Skewed distributions are asymmetric, with a longer tail on one side. Right-skewed or positively skewed distributions have a long right tail, meaning some unusually large values pull the distribution rightward. Income distributions are right-skewed because while most people earn moderate incomes, some earn extremely high incomes. In right-skewed distributions, the mean exceeds the median because those high outliers pull the mean upward while the median stays put.
Left-skewed or negatively skewed distributions have a long left tail, with some unusually small values. Age at retirement is left-skewed because while most people retire in their sixties, some retire very young. In left-skewed distributions, the median exceeds the mean.
You can quantify skewness with the skewness coefficient. Zero indicates perfect symmetry, positive values indicate right skew, and negative values indicate left skew. Values beyond plus or minus two suggest substantial skewness.
Skewness matters for machine learning because many algorithms assume or work better with symmetric distributions. Highly skewed features might need transformation. Taking logarithms of right-skewed data often makes it more symmetric. Square root transformation reduces skewness less aggressively than logarithm. Box-Cox transformations automatically find the best power transformation to normalize skewed data.
Kurtosis: Tail Behavior
Kurtosis measures the heaviness of distribution tails relative to a normal distribution. High kurtosis means the distribution has heavy tails with more extreme values, often with a sharper peak. Low kurtosis means light tails with fewer extremes and a flatter peak.
The normal distribution has kurtosis of three, used as the reference point. Excess kurtosis subtracts three, so normal distributions have excess kurtosis of zero. Positive excess kurtosis indicates heavier tails than normal. Negative excess kurtosis indicates lighter tails.

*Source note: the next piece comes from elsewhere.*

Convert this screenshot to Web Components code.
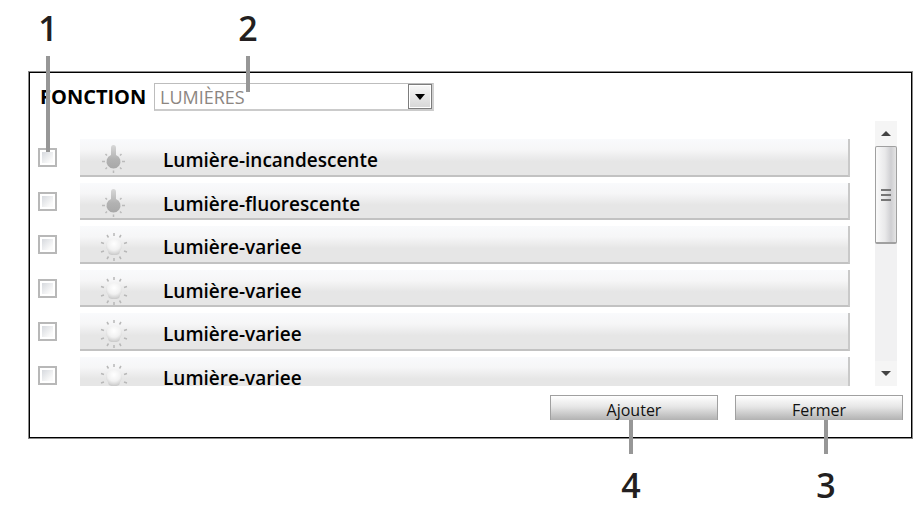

Heavy-tailed distributions with high kurtosis are common in financial data, where extreme events occur more often than normal distributions predict. These extreme events might be outliers or might represent genuinely important phenomena that shouldn’t be ignored.
In machine learning, kurtosis helps you understand whether to worry about outliers and extreme values. High kurtosis suggests using robust methods that handle outliers well. It also influences your choice of loss functions. Squared error is sensitive to outliers and might not work well for heavy-tailed error distributions. Absolute error or Huber loss might be better.
Multimodality: Multiple Peaks
Unimodal distributions have a single peak, like the normal distribution. Bimodal distributions have two distinct peaks, and multimodal distributions have multiple peaks. Multimodality often indicates that your data comes from a mixture of different populations or processes.
For example, if you analyze customer spending at a store and find two peaks, one around twenty dollars and another around two hundred dollars, you might have two distinct customer segments: casual browsers who buy small items and serious shoppers who make major purchases. Recognizing this mixture might lead you to build separate models for each segment rather than one model for all customers.
In machine learning, multimodal distributions suggest several approaches. Clustering can identify the different modes as separate groups. Mixture models explicitly model data as coming from multiple distributions. Feature engineering might create indicator variables for which mode a data point likely belongs to. Failing to recognize multimodality can lead to poor models that try to average across very different behaviors.
Visualization: Histograms and Density Plots
The best way to understand distribution shape is visualization. Histograms divide the data range into bins and show how many data points fall in each bin using bars. The height of each bar represents the count or frequency in that bin. Histograms reveal the overall shape, center, spread, skewness, and the presence of outliers or multiple modes at a glance.
Kernel density estimation or KDE creates a smooth density curve approximating the underlying distribution. KDE is like a smoothed histogram that doesn’t depend on arbitrary bin boundaries. Density plots are more aesthetically pleasing than histograms and better reveal smooth distribution shapes, though histograms are simpler to interpret for small datasets.
Box plots, also called box-and-whisker plots, provide a different visualization showing the median, quartiles, and outliers. The box spans from Q1 to Q3, with a line at the median. Whiskers extend to the most extreme values within one point five times the IQR from the quartiles. Points beyond the whiskers are plotted individually as potential outliers. Box plots are excellent for comparing distributions across different groups and quickly identifying outliers.
In exploratory data analysis for machine learning, you should always visualize your features’ distributions before building models. These visualizations reveal data quality issues, suggest preprocessing steps, inform feature engineering, and help you understand what patterns your model will need to learn.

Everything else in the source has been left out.